5. Never Break a Promise
Arguably, there is no easier way to alienate a customer permanently than breaking a promise. “Keeping your promises is a vital part of solid customer relations,” says Simmons. “If you tell a customer you will have a special order filled by a certain time, you must do everything you possibly can to fulfill that promise.”
Surveys show broken promises are always among the most prominent reasons why customers abandon a business. You probably know from your own experience just how frustrating it can be when a business breaks a promise to you. Should you find yourself in a position of having to break a promise, always contact the customer as soon as you learn about the problem. An early explanation and a sincere apology will go a long way toward easing the customer’s frustrations.
6. Go the Extra Mile
You may not have thought about it this way, but a complaint from a customer can actually be turned into a valuable asset. Some years ago, a major retail marketing study revealed customers whose complaints were satisfactorily resolved became better customers of the company than they were before the incident that triggered the complaint.

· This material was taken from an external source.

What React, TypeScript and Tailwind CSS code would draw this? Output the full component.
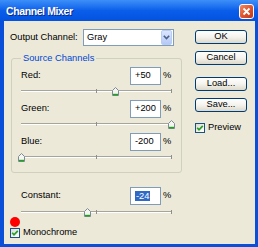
import React from "react";

const font = "font-['Liberation_Sans',Arial,sans-serif]";

function Thumb() {
  return (
    <svg width="7" height="9" viewBox="0 0 7 9">
      <path d="M0.5 3.5 L3.5 0.5 L6.5 3.5 V8.5 H0.5 Z" fill="#f6f6f1" stroke="#7d8b96" />
      <path d="M1 7.6 H6" stroke="#21a121" strokeWidth="1.6" />
    </svg>
  );
}

function Slider({ value, top = 5, height = 15 }: { value: number; top?: number; height?: number }) {
  const pos = ((value + 200) / 400) * 150;
  return (
    <div className="relative" style={{ height, paddingTop: top }}>
      <div className="h-[2px] border-t border-[#a5a49d] bg-white" />
      <div className="absolute w-px h-[4px] bg-[#8e8e8a]" style={{ left: 75, top: top - 1 }} />
      <div className="absolute w-px h-[4px] bg-[#8e8e8a]" style={{ left: 150, top: top - 1 }} />
      <div className="absolute" style={{ left: pos - 3, top: top - 3 }}>
        <Thumb />
      </div>
    </div>
  );
}

function Checkbox({ label }: { label: string }) {
  return (
    <div className="flex items-center h-[10px]">
      <div className="w-[10px] h-[10px] border border-[#1c5180] bg-linear-to-br from-[#dcdcd6] to-white flex items-center justify-center">
        <svg width="8" height="8" viewBox="0 0 8 8">
          <path d="M1.2 3.8 L3 5.8 L6.8 1.8" fill="none" stroke="#21a121" strokeWidth="1.7" />
        </svg>
      </div>
      <span className="ml-[3px]">{label}</span>
    </div>
  );
}

function Button({ children }: { children: React.ReactNode }) {
  return (
    <div className="w-[52px] h-[14px] rounded-[3px] border border-[#003c74] bg-linear-to-b from-white via-[#f4f3ee] to-[#dcd8cb] flex items-center justify-center leading-none">
      {children}
    </div>
  );
}

function ValueRow({ label, value, selected }: { label: string; value: string; selected?: boolean }) {
  return (
    <div className="flex items-center h-[18px]">
      <span className="w-[109px]">{label}</span>
      <div className="w-[31px] h-[18px] border border-[#7f9db9] bg-white flex items-center pl-[4px]">
        {selected ? <span className="bg-[#316ac5] text-white px-px leading-[10px]">{value}</span> : value}
      </div>
      <span className="ml-[2px]">%</span>
    </div>
  );
}

const channels = [
  { label: "Red:", value: 50 },
  { label: "Green:", value: 200 },
  { label: "Blue:", value: -200 },
];

export default function App() {
  return (
    <div className={`w-[258px] h-[247px] flex flex-col bg-[#0a4fd8] ${font} text-[9.3px] text-black`}>
      <div className="h-[21px] shrink-0 flex items-center justify-between pl-[6px] pr-[4px] bg-linear-to-b from-[#3d8ff8] via-[#0a5eea] to-[#0352e0]">
        <span className="pt-[2px] text-white font-bold text-[10.5px] tracking-[-0.4px] [text-shadow:1px_1px_0_#0b2a8c]">
          Channel Mixer
        </span>
        <div className="mt-[1px] w-[15px] h-[15px] rounded-[3px] border border-white bg-linear-to-br from-[#f08a64] via-[#e0552e] to-[#c2361a] flex items-center justify-center">
          <svg width="9" height="9" viewBox="0 0 9 9">
            <path d="M1.5 1.5 L7.5 7.5 M7.5 1.5 L1.5 7.5" stroke="white" strokeWidth="1.8" />
          </svg>
        </div>
      </div>

      <div className="flex-1 flex ml-[4px] mr-[3px] mb-[3px] bg-[#ece9d8]">
        <div className="w-[191px] pl-[6px] pt-[8px] flex flex-col">
          <div className="flex items-center h-[17px]">
            <span className="w-[73px]">Output Channel:</span>
            <div className="w-[91px] h-[17px] border border-[#7f9db9] bg-white flex items-center justify-between pl-[3px] pr-px">
              <span>Gray</span>
              <div className="w-[11px] h-[15px] rounded-[2px] border border-[#b9ccf4] bg-linear-to-b from-[#dbe6fe] to-[#b5c9f7] flex items-center justify-center">
                <svg width="7" height="5" viewBox="0 0 7 5">
                  <path d="M0.8 0.8 L3.5 3.6 L6.2 0.8" fill="none" stroke="#4d6185" strokeWidth="1.6" />
                </svg>
              </div>
            </div>
          </div>

          <fieldset className="mt-[6px] ml-px w-[171px] border border-[#d0d0bf] rounded-[3px] px-[9px] pb-[6px]">
            <legend className="px-[2px] leading-[13px] text-[#0046d5]">Source Channels</legend>
            <div className="pt-[2px]">
              {channels.map(c => (
                <div key={c.label}>
                  <ValueRow label={c.label} value={c.value > 0 ? `+${c.value}` : `${c.value}`} />
                  <Slider value={c.value} />
                </div>
              ))}
            </div>
          </fieldset>

          <div className="mt-[14px] ml-[11px] w-[151px]">
            <ValueRow label="Constant:" value="-24" selected />
            <Slider value={-24} top={6} height={12} />
          </div>

          <div className="w-[10px] h-[10px] rounded-full bg-[#ff0000]" />
          <div className="mt-px">
            <Checkbox label="Monochrome" />
          </div>
        </div>

        <div className="w-[52px] pt-[9px] flex flex-col">
          <Button>OK</Button>
          <div className="mt-[7px]"><Button>Cancel</Button></div>
          <div className="mt-[12px]"><Button>Load...</Button></div>
          <div className="mt-[7px]"><Button>Save...</Button></div>
          <div className="mt-[11px]"><Checkbox label="Preview" /></div>
        </div>
      </div>
    </div>
  );
}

Some of the most successful companies in the world have been built on a foundation revolving around the principle that customer complaints provide a valuable opportunity to build the business. When L.L. Bean, founder of one of the world’s most successful catalog order firms, was just starting out, he suffered what could have been a disastrous setback. Shortly after he began shipping his first waterproof, handmade boots, complaints that the boots leaked came in from customers. Determined to fulfill his promise of customer satisfaction, Bean returned the full purchase price to every customer before setting out to correct the flaw in the boot’s design. That was the beginning of the customer loyalty that helped make L.L. Bean what it is today.
Sometimes satisfying a customer complaint calls for measures you may feel are unreasonable. When that happens, think of the cost in time and money as an investment into your future.